By the end of my second month it felt like home. The wonderment of it just felt normal. I became curious and read up on the grande old beast and developed a new sense of awe. After all, the Boudhanath Stupa is the largest stupa in Nepal and the holiest Tibetan Buddhist temple outside Tibet.

It was constructed during the 6th Century, at the time when King Arthur ruled England and defeated the Anglo-Saxons and Beowulf wasn’t a story that you had to read to get a passing grade, but was the Legendary King of the Geats.
The Stupa is on the ancient trade route from Tibet which enters the Kathmandu Valley by the village of Sankhu in the northeast corner, passes by Boudnath Stupa to the ancient and smaller stupa of Cā-bahī (often called 'Little Boudnath'). It then turns directly south, heading over the Bagmati river to Patan - bypassing the main city of Kathmandu which was founded later. Tibetan merchants have rested and offered prayers here for many centuries.
After the arrival of thousands of Tibetan refugees following the 1959 Chinese invasion, the temple has become one of the most important centers of Tibetan Buddhism and many decided to live in the village surrounding it. Today it remains an important place of pilgrimage and meditation for Tibetan Buddhists, Indian Hindus, and local Nepalese, as well as a popular tourist site. In 1979, the Boudha Stupa became a UNESCO World Heritage Site.
There is a legend that surrounds the construction of the Stupa. To me, the legend shows the smart thinking of a woman trying to attain a huge goal.
"The village that surrounds the great Kāṣyapa tower is generally known by the name of Boḍḍha. ...which in Tibetan is called Yambu Chorten Chenpo. Yambu is the general name by which Kāthmāndu is known in Tibet; and Chorten Chenpo means great tower. The real name of the tower in full is, however, Ja Rung Kashol Chorten Chenpo, which may be translated into: ‘Have finished giving the order to proceed with.’ The tower has an interesting history of its own which explains this strange name.
It is said in this history that Kāṣyapa was a Buḍḍha that lived a long time before Shākyamuni Buḍḍha. After Kāṣyapa Buḍḍha's death, a certain old woman, with her four sons, interred this great sage's remains at the spot over which the great mound now stands, the Stupa having been built by the woman herself.

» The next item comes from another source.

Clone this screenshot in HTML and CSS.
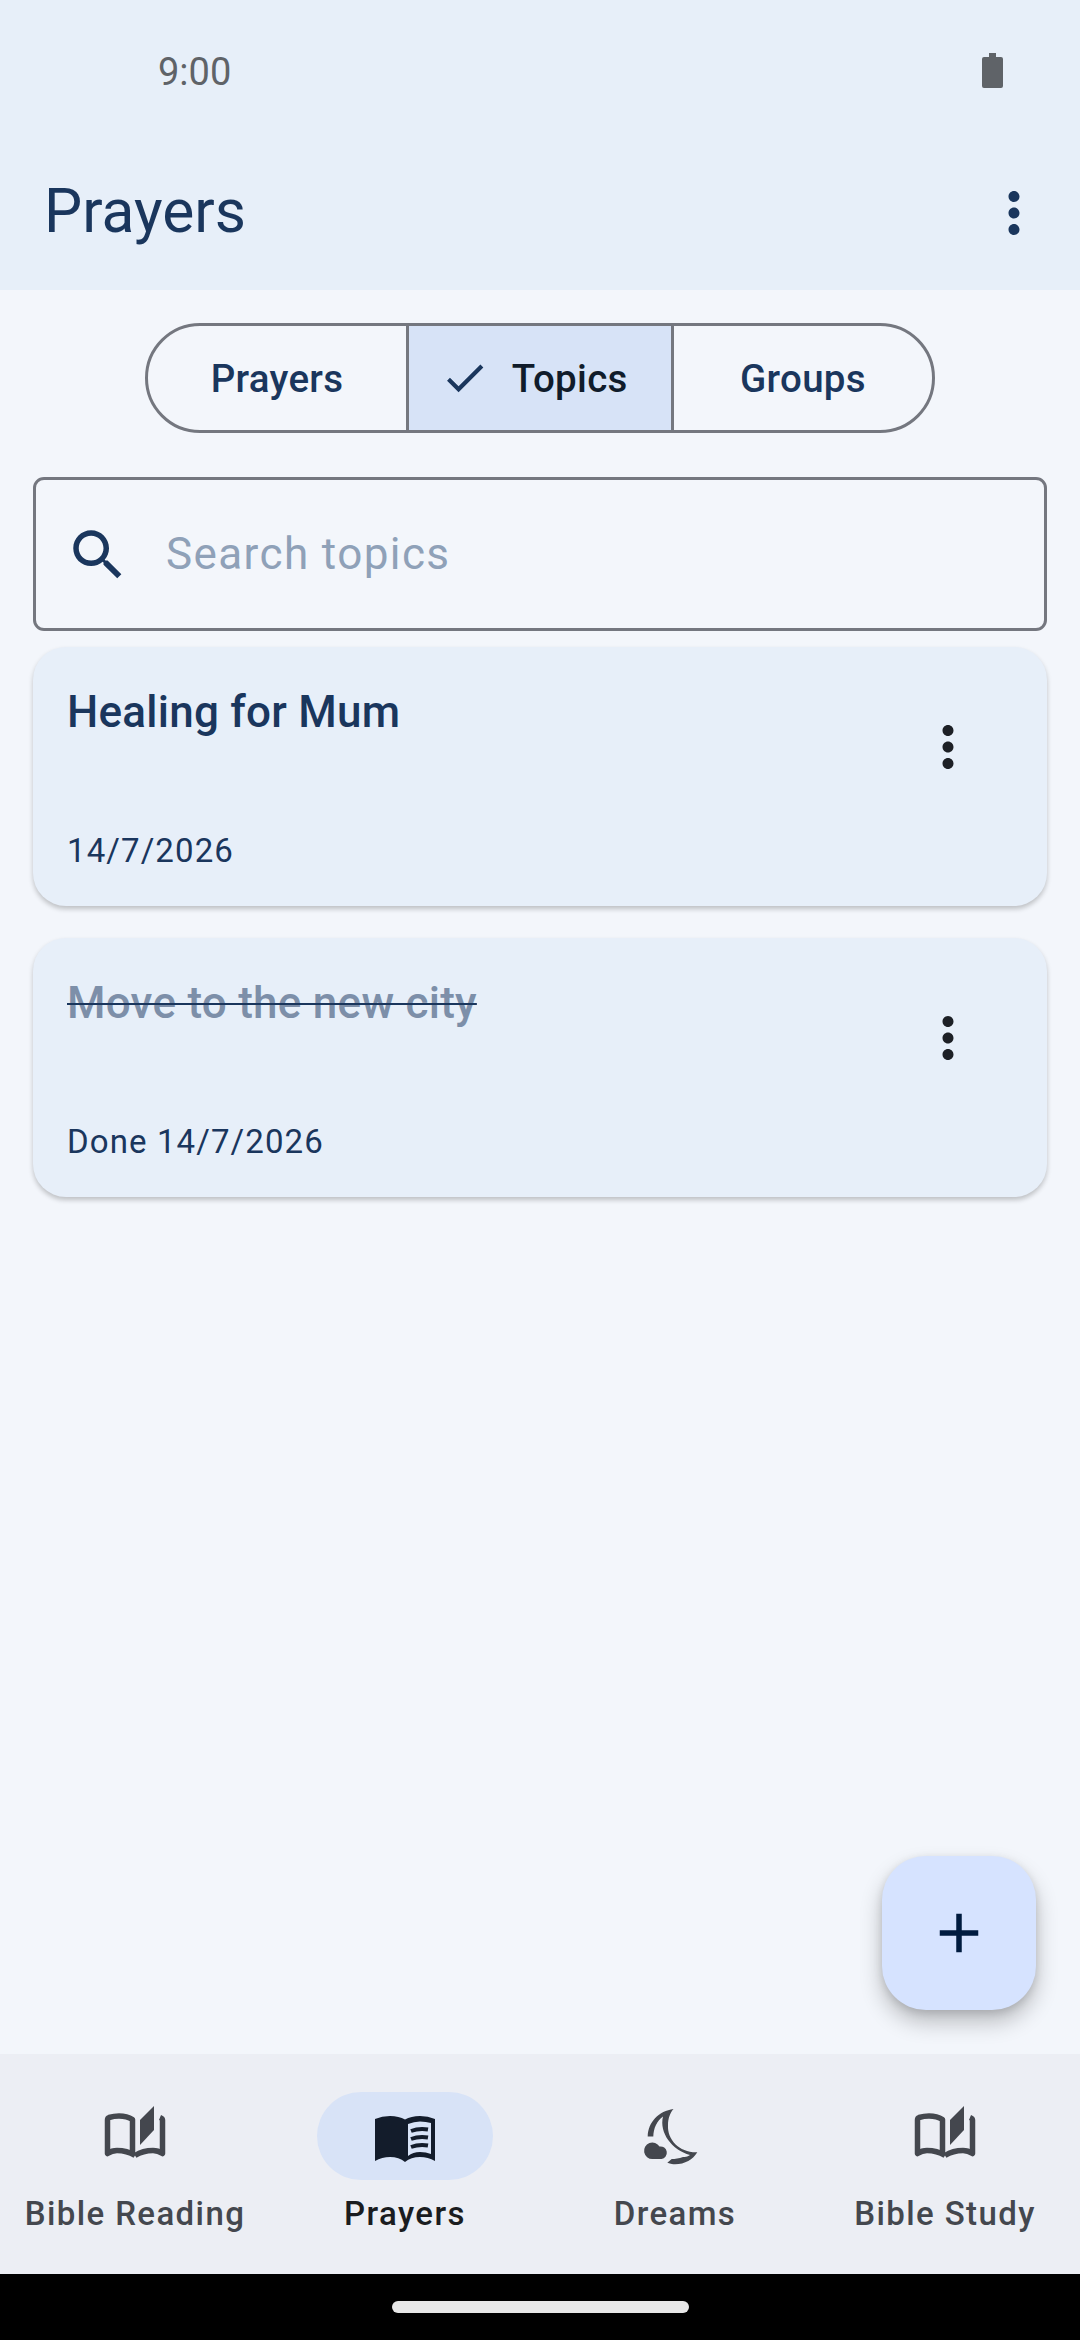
FILE: index.html
```html
<!DOCTYPE html>
<html lang="en">
<head>
    <meta charset="UTF-8">
    <meta name="viewport" content="width=device-width, initial-scale=1.0">
    <title>Prayers</title>
    <link rel="stylesheet" href="styles.css">
</head>
<body>
    <div class="phone">
        <header class="top">
            <div class="status">
                <span class="time">9:00</span>
                <svg class="battery" viewBox="0 0 21 35"><path d="M7 0h7v4h5q2 0 2 2v27q0 2-2 2H2q-2 0-2-2V6q0-2 2-2h5z"/></svg>
            </div>
            <div class="appbar">
                <h1>Prayers</h1>
                <svg class="icon dots-top" viewBox="0 0 24 24"><path d="M12 8c1.1 0 2-.9 2-2s-.9-2-2-2-2 .9-2 2 .9 2 2 2zm0 2c-1.1 0-2 .9-2 2s.9 2 2 2 2-.9 2-2-.9-2-2-2zm0 6c-1.1 0-2 .9-2 2s.9 2 2 2 2-.9 2-2-.9-2-2-2z"/></svg>
            </div>
        </header>

        <main class="content">
            <div class="segments">
                <div class="segment">Prayers</div>
                <div class="segment selected">
                    <svg class="check" viewBox="0 0 24 24"><path d="M9 16.17L4.83 12l-1.42 1.41L9 19 21 7l-1.41-1.41z"/></svg>
                    Topics
                </div>
                <div class="segment">Groups</div>
            </div>

            <div class="search">
                <svg class="icon search-icon" viewBox="0 0 24 24"><path d="M15.5 14h-.79l-.28-.27C15.41 12.59 16 11.11 16 9.5 16 5.91 13.09 3 9.5 3S3 5.91 3 9.5 5.91 16 9.5 16c1.61 0 3.09-.59 4.23-1.57l.27.28v.79l5 4.99L20.49 19l-4.99-5zm-6 0C7.01 14 5 11.99 5 9.5S7.01 5 9.5 5 14 7.01 14 9.5 11.99 14 9.5 14z"/></svg>
                <span class="placeholder">Search topics</span>
            </div>

            <div class="card">
                <div class="card-text">
                    <div class="card-title">Healing for Mum</div>
                    <div class="card-date">14/7/2026</div>
                </div>
                <svg class="icon dots-card" viewBox="0 0 24 24"><path d="M12 8c1.1 0 2-.9 2-2s-.9-2-2-2-2 .9-2 2 .9 2 2 2zm0 2c-1.1 0-2 .9-2 2s.9 2 2 2 2-.9 2-2-.9-2-2-2zm0 6c-1.1 0-2 .9-2 2s.9 2 2 2 2-.9 2-2-.9-2-2-2z"/></svg>
            </div>

            <div class="card">
                <div class="card-text">
                    <div class="card-title done">Move to the new city</div>
                    <div class="card-date">Done 14/7/2026</div>
                </div>
                <svg class="icon dots-card" viewBox="0 0 24 24"><path d="M12 8c1.1 0 2-.9 2-2s-.9-2-2-2-2 .9-2 2 .9 2 2 2zm0 2c-1.1 0-2 .9-2 2s.9 2 2 2 2-.9 2-2-.9-2-2-2zm0 6c-1.1 0-2 .9-2 2s.9 2 2 2 2-.9 2-2-.9-2-2-2z"/></svg>
            </div>

            <div class="fab">
                <svg class="icon" viewBox="0 0 24 24"><path d="M19 13h-6v6h-2v-6H5v-2h6V5h2v6h6v2z"/></svg>
            </div>
        </main>

        <nav class="bottom-nav">
            <div class="nav-item">
                <div class="nav-icon">
                    <svg class="nav-svg" viewBox="0 0 66 66">
                        <path class="book-line" d="M33 52.5Q25 47.5 15 47.5Q10 47.5 5.5 50.5V17Q5.5 15 7 14.5Q12 13 17 13Q25 13 30.5 16.5V50"/>
                        <path class="book-line" d="M33 52.5Q41 47.5 51 47.5Q56 47.5 60.5 50.5V17Q60.5 15.5 58 14.5"/>
                        <path d="M38 17L52 3V27L38 42z"/>
                    </svg>
                </div>
                <span class="nav-label">Bible Reading</span>
            </div>
            <div class="nav-item active">
                <div class="nav-icon">
                    <svg class="nav-svg" viewBox="0 0 66 66">
                        <path d="M3 16Q10 13 18 13Q27 13 33 16.5Q39 13 48 13Q56 13 63 16V58Q56 54 48 54Q39 54 33 59Q27 54 18 54Q10 54 3 58z"/>
                        <path class="page" d="M36 21Q42 18.5 48 18.5Q54 18.5 59 20V51Q54 49 48 49Q41 49 36 53z"/>
                        <path class="page-line" d="M39 28Q47 25 56 26.5M39 36Q47 33 56 34.5M39 44Q47 41 56 42.5"/>
                    </svg>
                </div>
                <span class="nav-label">Prayers</span>
            </div>
            <div class="nav-item">
                <div class="nav-icon">
                    <svg class="nav-svg" viewBox="0 0 66 66">
                        <path d="M31.5 6C17 8 6 19 5.7 33.5L11.3 33.5C11.5 25 15 18 21 13.5C17 30 30 47 48 52C45 54 43 54 41 54C37 55.5 33 56 29.7 56L25.3 59.7C29 61 31 61.3 33 61.3C43 61.3 51 56.5 55.3 49.3C38 50 25 37 26 22C26 16 28 10 31.5 6z"/>
                        <path d="M10.5 56a8.3 8.3 0 1 1 7-12.5a6.3 6.3 0 0 1 2 12.5z"/>
                    </svg>
                </div>
                <span class="nav-label">Dreams</span>
            </div>
            <div class="nav-item">
                <div class="nav-icon">
                    <svg class="nav-svg" viewBox="0 0 66 66">
                        <path class="book-line" d="M33 52.5Q25 47.5 15 47.5Q10 47.5 5.5 50.5V17Q5.5 15 7 14.5Q12 13 17 13Q25 13 30.5 16.5V50"/>
                        <path class="book-line" d="M33 52.5Q41 47.5 51 47.5Q56 47.5 60.5 50.5V17Q60.5 15.5 58 14.5"/>
                        <path d="M38 17L52 3V27L38 42z"/>
                    </svg>
                </div>
                <span class="nav-label">Bible Study</span>
            </div>
        </nav>

        <div class="gesture-bar"><div class="gesture-pill"></div></div>
    </div>
</body>
</html>
```

FILE: styles.css
```css
* {
    box-sizing: border-box;
}
body {
    margin: 0;
    font-family: Roboto, "Liberation Sans", sans-serif;
    background: #f3f6fb;
    color: #1a365d;
}
.phone {
    width: 1080px;
    height: 2340px;
    display: flex;
    flex-direction: column;
    overflow: hidden;
}
.icon {
    width: 66px;
    height: 66px;
    flex-shrink: 0;
    fill: currentColor;
}

/* top bars */
.top {
    background: #e7eff9;
    height: 290px;
}
.status {
    height: 136px;
    padding: 50px 77px 0 158px;
    display: flex;
    justify-content: space-between;
    align-items: flex-start;
}
.time {
    font-size: 38px;
    line-height: 44px;
    color: #5f6368;
}
.battery {
    width: 21px;
    height: 35px;
    margin-top: 3px;
    fill: #5f6368;
}
.appbar {
    height: 154px;
    padding: 0 33px 4px 44px;
    display: flex;
    justify-content: space-between;
    align-items: center;
}
.appbar h1 {
    margin: 0;
    font-size: 60.5px;
    font-weight: 400;
}
.dots-top {
    margin-top: 4px;
}

/* main area */
.content {
    flex: 1;
    position: relative;
    padding: 33px 33px 0;
}
.segments {
    width: 790px;
    height: 110px;
    margin: 0 auto 44px;
    display: flex;
    border: 3px solid #74777f;
    border-radius: 55px;
    overflow: hidden;
}
.segment {
    flex: 1 1 0;
    display: flex;
    align-items: center;
    justify-content: center;
    font-size: 38.5px;
    font-weight: 500;
    letter-spacing: 0.3px;
}
.segment.selected {
    flex: 0 0 268px;
    background: #d7e3f7;
    color: #101c2b;
    border-left: 3px solid #74777f;
    border-right: 3px solid #74777f;
    padding-right: 12px;
}
.check {
    width: 49.5px;
    height: 49.5px;
    margin-right: 22px;
    fill: #1a365d;
}
.search {
    height: 154px;
    margin-bottom: 16px;
    padding: 0 0 1px 29px;
    display: flex;
    align-items: center;
    gap: 35px;
    border: 3px solid #74777f;
    border-radius: 11px;
}
.search-icon {
    margin-top: 3px;
}
.placeholder {
    font-size: 44px;
    letter-spacing: 1.4px;
    color: #8fa1b8;
}
.card {
    height: 259px;
    margin-bottom: 32px;
    padding: 0 66px 0 34px;
    display: flex;
    align-items: flex-start;
    background: #e7eff9;
    border-radius: 33px;
    box-shadow: 0 3px 5px rgba(0, 0, 0, 0.22);
}
.card-text {
    flex: 1;
    height: 100%;
    display: flex;
    flex-direction: column;
    justify-content: space-between;
    padding: 39px 0 33px;
}
.card-title {
    font-size: 44px;
    font-weight: 500;
    line-height: 52px;
    letter-spacing: 0.25px;
}
.card-title.done {
    color: #7d8fa9;
    text-decoration: line-through;
    text-decoration-color: #1a365d;
    text-decoration-thickness: 2px;
}
.card-date {
    font-size: 33px;
    line-height: 44px;
    letter-spacing: 1.1px;
}
.dots-card {
    margin-top: 67px;
    color: #1d2026;
}
.fab {
    position: absolute;
    right: 44px;
    bottom: 44px;
    width: 154px;
    height: 154px;
    display: flex;
    align-items: center;
    justify-content: center;
    background: #d6e3ff;
    color: #001b3f;
    border-radius: 44px;
    box-shadow: 0 12px 22px rgba(0, 0, 0, 0.24), 0 3px 8px rgba(0, 0, 0, 0.12);
}

/* bottom nav */
.bottom-nav {
    height: 220px;
    padding-top: 38px;
    display: flex;
    background: #eceef4;
    color: #44474e;
}
.nav-item {
    flex: 1;
    display: flex;
    flex-direction: column;
    align-items: center;
}
.nav-icon {
    width: 176px;
    height: 88px;
    display: flex;
    align-items: center;
    justify-content: center;
    border-radius: 44px;
}
.nav-svg {
    width: 66px;
    height: 66px;
    fill: currentColor;
}
.book-line {
    fill: none;
    stroke: currentColor;
    stroke-width: 5.5;
    stroke-linejoin: round;
}
.nav-label {
    margin-top: 14px;
    font-size: 33px;
    line-height: 40px;
    font-weight: 500;
    letter-spacing: 1.4px;
}
.nav-item.active {
    color: #1a1c20;
}
.nav-item.active .nav-icon {
    background: #d8e3f7;
}
.nav-item.active .nav-svg {
    fill: #131c2b;
}
.page {
    fill: #d8e3f7;
}
.page-line {
    fill: none;
    stroke: #131c2b;
    stroke-width: 4;
}
.gesture-bar {
    height: 66px;
    background: #000;
    display: flex;
    justify-content: center;
    padding-top: 27px;
}
.gesture-pill {
    width: 297px;
    height: 12px;
    border-radius: 6px;
    background: #e8e8e8;
}
```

Before starting construction, she petitioned the King of the time, and obtained permission to proceed with building a tower on a piece of land the size of a buffalo hide. By the time that the groundwork of the structure had been finished, those who saw it were astonished at the greatness of the scale on which it was undertaken. Unbeknownst to the King, the old lady had cut the buffalo hide to the width of a string, in one long, continuous piece and laid the base for the Stupa at the circumference that the one hide could encircle.
The high officials of the country, who all said that if such a poor old lady was allowed to complete building such a stupendous tower they themselves would have to dedicate a temple as great as a mountain. So, they decided to ask the King to disallow further progress. When the King was approached on the matter his Majesty replied: ‘I have finished giving the order to the woman to proceed with the work. Kings must not eat their words, and I cannot undo my orders now.’ So the tower was allowed to be finished, and hence its unique name, Ja Rung Kashol Chorten Chenpo.”